Friday, May 26th, 2017

It will be the third time in six months that a Dutch Smart City Mission will visit Australia. This time the visit will coincide with next week’s Smart Communities Conference in Adelaide, organised by the Australian Smart Communities Association (ASCA).

The first visit took place in November last year when Queen Maxima of the Netherlands was the esteemed guest of the Australian Dutch Smart City Summit in Sydney, together with the Hon Henk Kamp, Minister for Economic Affairs of the Netherlands; Senator the Hon James McGrath, Assistant Minister to the Prime Minister; Mrs Lucy Turnbull, Chief Commissioner of the Greater Sydney Commission (GSC); as well as several mayors and other government and industry dignitaries.

A follow-up visit took place in March, when the delegation visited all the cities that have signed MoUs with the Dutch-led Global Smart Communities and Cities Coalition (GSC3).

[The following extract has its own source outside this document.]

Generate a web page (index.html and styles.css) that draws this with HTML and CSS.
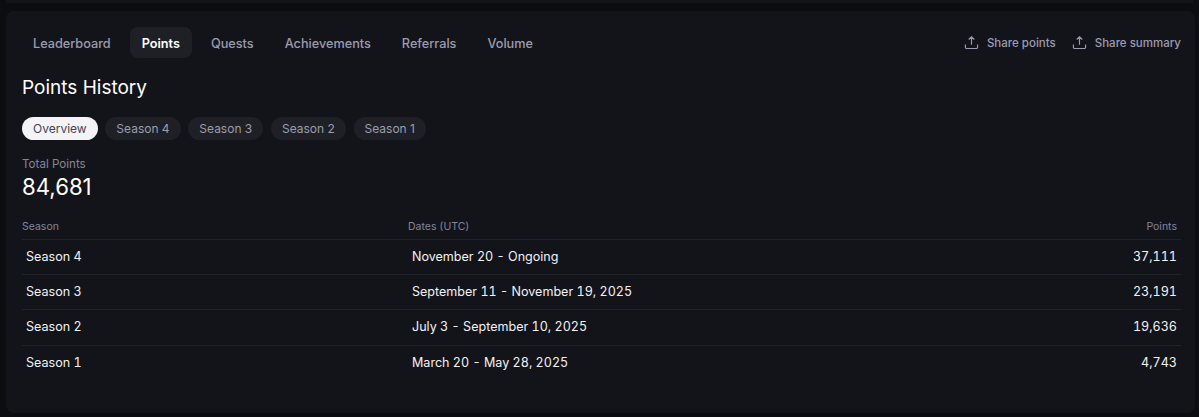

Since that time significant effort has gone into building collaboration links between smart cities in the Netherlands and the GSC3 smart cities in Australia (Adelaide, Canberra, Bendigo, Newcastle, Lake Macquarie, Sydney (GSC), Ipswich and Moreton Bay).

The upcoming visit will further strengthen the links between both countries, with plans for meetings with the participating cities.

Businesses in both Australia and the Netherlands are critical in assisting in the collaboration projects between Australian and Dutch cities. This is particularly interesting for businesses that operate internationally and a range of meetings are planned to explore these business opportunities.

The Dutch Government is hosting a networking reception in Adelaide on Sunday 28th May. GSC3 will also participate in the Smart City Mayors Meeting hosted by the Lord Mayor of Adelaide, the Hon Martin Haese.

Apart from Adelaide the delegation will this time also visit Sydney and Brisbane.

But also R&D collaboration will be explored. During the same period the Amsterdam Institute for Advanced Metropolitan Solutions will meet with potential R&D partners in Australia.

The next international activity will be the Australian Smart City Mission to the Netherlands. Last November the Dutch Government invited the Australian Government to lead such a mission. It will take place from 19-22 November and coincides with the Global Smart City Conference in Barcelona, which takes place in the week prior to the mission.